Sky has responded to suggestions that its red tape is slowing down the process of getting more channels onto the free-to-air service from Freesat.

Cautious comments from Freesat's Managing Director Emma Scott in an interview with What Satellite were exacerbated by a press release from Freesat published on Joinfreesat.co.uk.

But Sky has pointed out to TechRadar that a lengthy checking process is in place to ensure that having two broadcasters (and two electronic programme guides) on one transponder does not interfere with existing viewers.

"Sky is working to configure a number of free-to-air channels so that they are available in both the Sky and BBC/ITV Freesat EPGs via a single satellite transponder, said a spokesperson for Sky.

Freesat data passes through Sky's network

"This means that certain BBC/ITV Freesat data passes through Sky's network, which poses a risk for the operation of both platforms.
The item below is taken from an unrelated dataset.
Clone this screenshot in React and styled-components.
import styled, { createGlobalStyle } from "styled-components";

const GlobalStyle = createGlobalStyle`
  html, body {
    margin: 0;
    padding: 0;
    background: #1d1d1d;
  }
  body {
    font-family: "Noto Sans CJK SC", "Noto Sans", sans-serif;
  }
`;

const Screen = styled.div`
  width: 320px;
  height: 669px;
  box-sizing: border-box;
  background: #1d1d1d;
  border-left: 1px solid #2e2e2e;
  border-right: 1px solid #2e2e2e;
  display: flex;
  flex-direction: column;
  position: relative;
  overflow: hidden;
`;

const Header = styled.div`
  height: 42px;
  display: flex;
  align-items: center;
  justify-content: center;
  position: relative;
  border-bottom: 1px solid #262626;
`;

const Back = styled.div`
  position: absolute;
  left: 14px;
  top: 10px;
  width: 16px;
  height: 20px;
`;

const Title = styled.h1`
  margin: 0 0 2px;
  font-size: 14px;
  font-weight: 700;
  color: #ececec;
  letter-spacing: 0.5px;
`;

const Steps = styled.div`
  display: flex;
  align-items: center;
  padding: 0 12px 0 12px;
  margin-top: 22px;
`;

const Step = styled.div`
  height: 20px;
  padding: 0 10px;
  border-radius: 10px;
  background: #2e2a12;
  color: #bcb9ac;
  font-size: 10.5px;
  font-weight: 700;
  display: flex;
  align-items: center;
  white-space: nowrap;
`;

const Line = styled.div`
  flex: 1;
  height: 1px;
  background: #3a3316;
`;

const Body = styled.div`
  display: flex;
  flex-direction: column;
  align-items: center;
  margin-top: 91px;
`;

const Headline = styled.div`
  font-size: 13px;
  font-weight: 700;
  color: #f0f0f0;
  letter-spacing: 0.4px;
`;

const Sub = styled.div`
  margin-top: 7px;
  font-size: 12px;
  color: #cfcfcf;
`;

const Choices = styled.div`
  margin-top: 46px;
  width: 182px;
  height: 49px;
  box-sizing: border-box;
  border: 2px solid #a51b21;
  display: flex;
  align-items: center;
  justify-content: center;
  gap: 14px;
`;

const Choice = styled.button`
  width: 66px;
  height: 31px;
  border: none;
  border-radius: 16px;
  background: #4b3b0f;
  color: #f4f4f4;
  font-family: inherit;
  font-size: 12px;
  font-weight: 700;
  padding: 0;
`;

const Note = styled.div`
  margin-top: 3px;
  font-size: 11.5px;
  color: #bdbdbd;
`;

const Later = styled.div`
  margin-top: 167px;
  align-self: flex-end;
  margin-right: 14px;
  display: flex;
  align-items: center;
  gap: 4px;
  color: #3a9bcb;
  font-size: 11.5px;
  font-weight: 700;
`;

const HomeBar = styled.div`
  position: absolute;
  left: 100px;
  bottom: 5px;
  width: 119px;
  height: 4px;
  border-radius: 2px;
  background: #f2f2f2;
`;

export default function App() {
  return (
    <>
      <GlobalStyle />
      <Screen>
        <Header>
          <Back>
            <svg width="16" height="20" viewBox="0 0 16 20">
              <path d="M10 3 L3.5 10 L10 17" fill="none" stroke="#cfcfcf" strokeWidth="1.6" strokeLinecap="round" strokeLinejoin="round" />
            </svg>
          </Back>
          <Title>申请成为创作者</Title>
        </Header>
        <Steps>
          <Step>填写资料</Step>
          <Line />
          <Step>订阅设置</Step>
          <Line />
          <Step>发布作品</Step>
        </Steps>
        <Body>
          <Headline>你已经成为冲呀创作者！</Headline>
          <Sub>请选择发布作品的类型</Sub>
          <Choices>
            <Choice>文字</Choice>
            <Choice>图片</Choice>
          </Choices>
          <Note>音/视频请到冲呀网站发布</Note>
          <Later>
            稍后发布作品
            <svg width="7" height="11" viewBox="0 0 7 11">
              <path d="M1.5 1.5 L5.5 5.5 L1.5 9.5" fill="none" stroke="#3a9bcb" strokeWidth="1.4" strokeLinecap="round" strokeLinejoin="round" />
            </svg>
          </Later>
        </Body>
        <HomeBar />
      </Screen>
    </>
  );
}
"This risk was recognised by the BBC Trust in its approval of the BBC's participation in BBC/ITV Freesat when it stated that the BBC should take "all reasonable steps" to ensure that BBC/ITV Freesat is able to "co-exist with other digital television platforms without impairing their technical operation".

"Sky is therefore focused on minimising the risk of loss of service to the many millions of households already receiving digital television via satellite.

"In managing this risk, Sky and BBC/ITV Freesat have certain agreed processes and procedures in place to ensure a safe and stable environment for the roll-out of more than 200 services."

Response

This came as a direct response to a press release from Freesat that said: "Due to Sky's position in the satellite TV transmission, Freesat's services have to pass through a Sky-controlled stage.

"In order for Freesat services to be acceptable to Sky at this stage in the broadcast chain, Sky requires all Freesat services previously to have passed through another technical process, managed by Sky, called 'configuration'

For the 'configuration' process, Sky have specified limits on:

- the number of services they will configure in a month

- the type of services they will configure

- the grouping of services by transponder, and

- the frequency with which they will work on each transponder.

"Freesat is obliged to plan its forward launch schedule within these requirements."

Response from public

Inevitably the response to this release was hardly positive towards Sky, with the Joinfreesat blog saying: "One things [sic] for sure, putting all technical issues to one side, this is a good way for Sky to control the market and not allowing Freesat to gather pace too quickly."

Sky's response is inevitably measured and matter of fact – but it's probably fair to assume that the company is far from delighted with people drawing the conclusion they are deliberately holding things up.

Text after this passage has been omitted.